## WRITTEN EXERCISE:
How many lines of the records below contain the word "code"? Answer with the number alone.

# SUPPLIED DATA start

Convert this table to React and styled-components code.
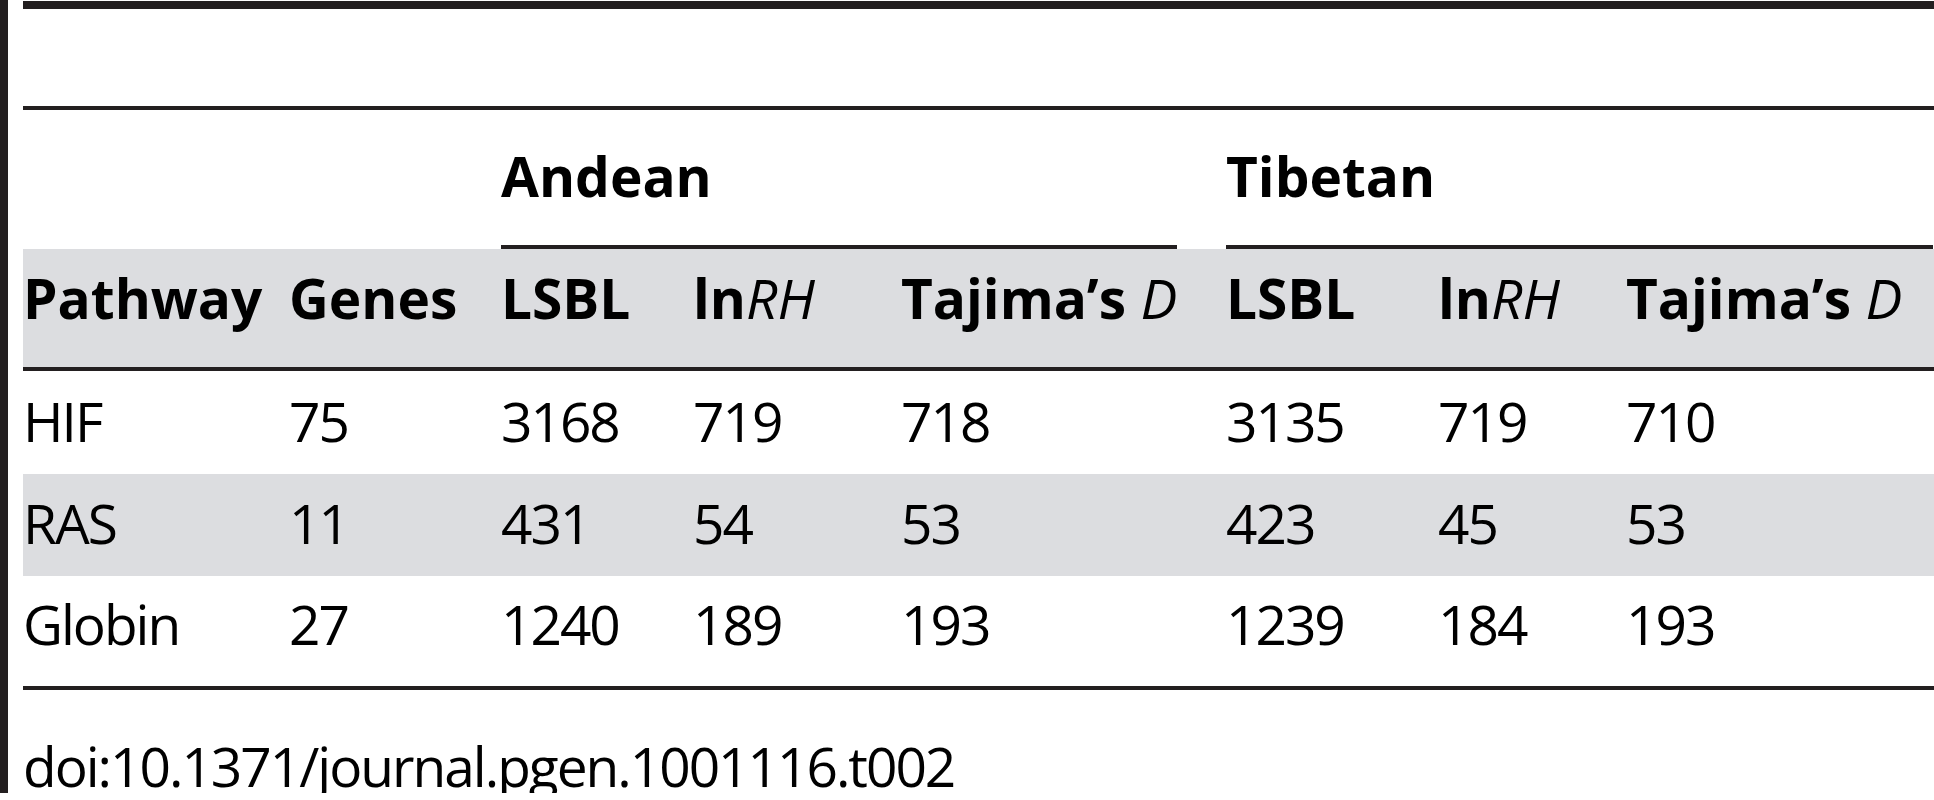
import React from "react";
import styled, { createGlobalStyle } from "styled-components";

const GlobalStyle = createGlobalStyle`
  html, body {
    margin: 0;
    padding: 0;
    background: #ffffff;
  }
  body {
    font-family: "Open Sans", "Liberation Sans", sans-serif;
    color: #000000;
  }
`;

const COLUMNS = "266px 212px 192px 208px 325px 212px 188px 307px";
const RULE = "#231f20";
const SHADE = "#dcdde0";

const Page = styled.div`
  display: flex;
  width: 1934px;
`;

const SideBar = styled.div`
  width: 8px;
  flex: none;
  background: ${RULE};
`;

const Content = styled.div`
  flex: 1;
  margin-left: 15px;
  padding-top: 1px;
  display: flex;
  flex-direction: column;
`;

const Rule = styled.div`
  height: ${(p) => p.$size || 4}px;
  background: ${RULE};
`;

const Caption = styled.div`
  height: 97px;
`;

const Row = styled.div`
  display: grid;
  grid-template-columns: ${COLUMNS};
  height: ${(p) => p.$height}px;
  background: ${(p) => (p.$shade ? SHADE : "transparent")};
  box-sizing: border-box;
  padding-top: ${(p) => p.$pad}px;
`;

const Cell = styled.div`
  font-size: 55px;
  line-height: 55px;
  font-weight: ${(p) => (p.$bold ? 700 : 400)};
  letter-spacing: ${(p) => (p.$bold ? "0px" : "-2px")};
  white-space: nowrap;
  grid-column: ${(p) => p.$span ? `span ${p.$span}` : "auto"};
`;

const Group = styled.div`
  grid-column: span 3;
  display: flex;
  flex-direction: column;
  height: 100%;
`;

const GroupLabel = styled.div`
  font-size: 55px;
  line-height: 55px;
  font-weight: 700;
  padding-top: 38px;
  flex: 1;
`;

const GroupLine = styled.div`
  height: 4px;
  background: ${RULE};
  margin-right: ${(p) => p.$gap || 0}px;
`;

const Ital = styled.span`
  font-style: italic;
  font-weight: 400;
`;

const Doi = styled.div`
  font-size: 55px;
  line-height: 55px;
  letter-spacing: -2px;
  padding-top: 48px;
`;

const headers = [
  "Pathway",
  "Genes",
  "LSBL",
  <>ln<Ital>RH</Ital></>,
  <>Tajima’s <Ital>D</Ital></>,
  "LSBL",
  <>ln<Ital>RH</Ital></>,
  <>Tajima’s <Ital>D</Ital></>,
];

const rows = [
  { cells: ["HIF", "75", "3168", "719", "718", "3135", "719", "710"], height: 103, pad: 22 },
  { cells: ["RAS", "11", "431", "54", "53", "423", "45", "53"], height: 102, pad: 21, shade: true },
  { cells: ["Globin", "27", "1240", "189", "193", "1239", "184", "193"], height: 110, pad: 20 },
];

export default function App() {
  return (
    <>
      <GlobalStyle />
      <Page>
        <SideBar />
        <Content>
          <Rule $size={8} />
          <Caption />
          <Rule />
          <Row $height={139} $pad={0}>
            <Cell $span={2} />
            <Group>
              <GroupLabel>Andean</GroupLabel>
              <GroupLine $gap={49} />
            </Group>
            <Group>
              <GroupLabel>Tibetan</GroupLabel>
              <GroupLine />
            </Group>
          </Row>
          <Row $height={118} $pad={21} $shade>
            {headers.map((h, i) => (
              <Cell key={`head_${i}`} $bold>{h}</Cell>
            ))}
          </Row>
          <Rule />
          {rows.map((r, i) => (
            <Row key={`row_${i}`} $height={r.height} $pad={r.pad} $shade={r.shade}>
              {r.cells.map((c, j) => (
                <Cell key={`cell_${i}_${j}`}>{c}</Cell>
              ))}
            </Row>
          ))}
          <Rule />
          <Doi>doi:10.1371/journal.pgen.1001116.t002</Doi>
        </Content>
      </Page>
    </>
  );
}
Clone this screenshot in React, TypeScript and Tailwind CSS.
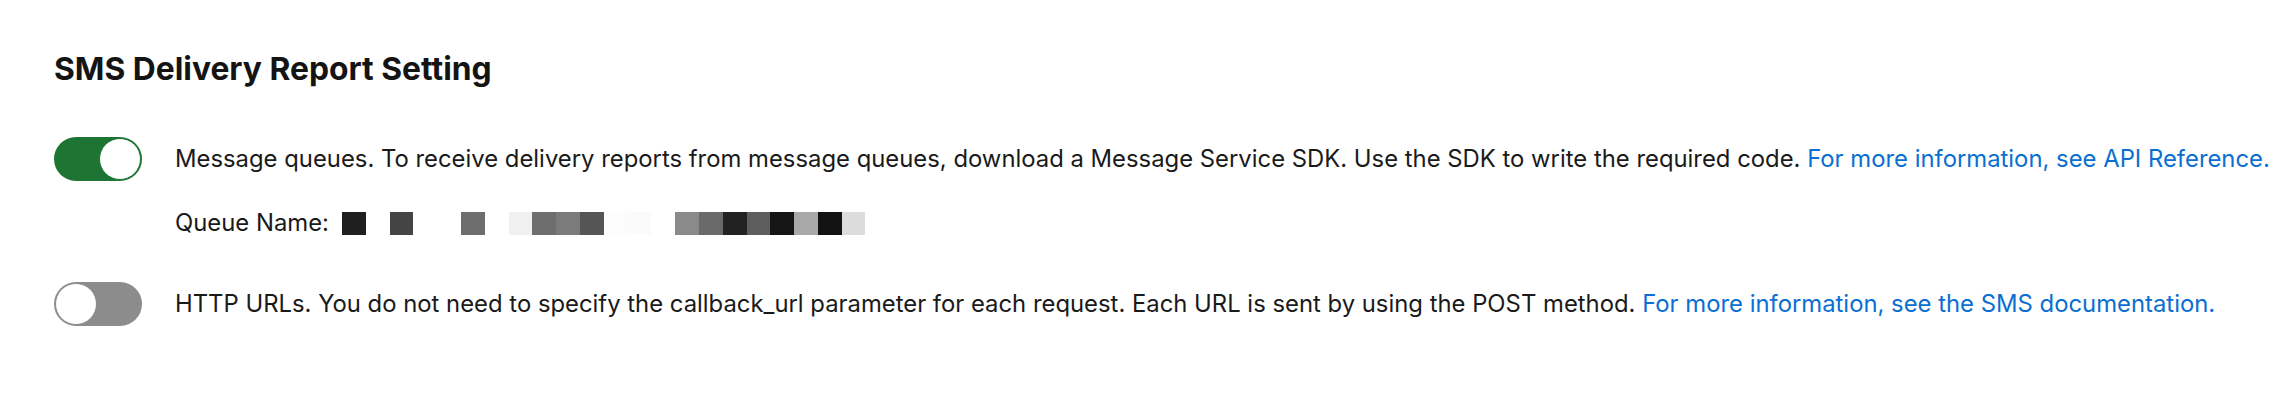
import React from "react";

const cells = [
  "#1f1f1f", "#ffffff", "#444444", "#ffffff", "#ffffff", "#6e6e6e", "#ffffff", "#f0f0f0",
  "#6e6e6e", "#7b7b7b", "#555555", "#fcfcfc", "#fbfbfb", "#ffffff", "#8a8a8a", "#6a6a6a",
  "#222222", "#5e5e5e", "#151515", "#a8a8a8", "#121212", "#dcdcdc",
];

function Toggle({ on }: { on: boolean }) {
  return (
    <div
      className={
        on
          ? "flex h-[44px] w-[88px] shrink-0 items-center justify-end rounded-full bg-[#1d7433] p-[1px]"
          : "flex h-[44px] w-[88px] shrink-0 items-center justify-start rounded-full bg-[#8c8c8c] p-[1px]"
      }
    >
      <div
        className={
          on
            ? "h-[42px] w-[42px] rounded-full border-[1.5px] border-[#1d7433] bg-white"
            : "h-[42px] w-[42px] rounded-full border-[1.5px] border-[#8c8c8c] bg-white"
        }
      />
    </div>
  );
}

export default function App() {
  return (
    <div className="min-h-[414px] w-full bg-white pl-[54px] pt-[52px] font-['Inter','Noto_Sans',sans-serif] text-[#1a1a1a]">
      <h2 className="whitespace-nowrap text-[31.8px] font-bold leading-[34px] text-[#141414]">
        SMS Delivery Report Setting
      </h2>
      <div className="mt-[51px] flex items-center gap-[33px]">
        <Toggle on={true} />
        <p className="whitespace-nowrap text-[23.85px] leading-[30px]">
          Message queues. To receive delivery reports from message queues, download a Message Service SDK. Use the SDK to write the required code.{" "}
          <span className="text-[#0a6fd1]">For more information, see API Reference.</span>
        </p>
      </div>
      <div className="mt-[27px] flex items-center pl-[121px]">
        <span className="text-[23.85px] leading-[30px]">Queue Name:</span>
        <div className="ml-[13px] flex">
          {cells.map((c, i) => (
            <div key={i} className="h-[23px] w-[23.8px]" style={{ backgroundColor: c }} />
          ))}
        </div>
      </div>
      <div className="mt-[44px] flex items-center gap-[33px]">
        <Toggle on={false} />
        <p className="whitespace-nowrap text-[23.85px] leading-[30px]">
          HTTP URLs. You do not need to specify the callback_url parameter for each request. Each URL is sent by using the POST method.{" "}
          <span className="text-[#0a6fd1]">For more information, see the SMS documentation.</span>
        </p>
      </div>
    </div>
  );
}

# SUPPLIED DATA end

## ANSWER:
2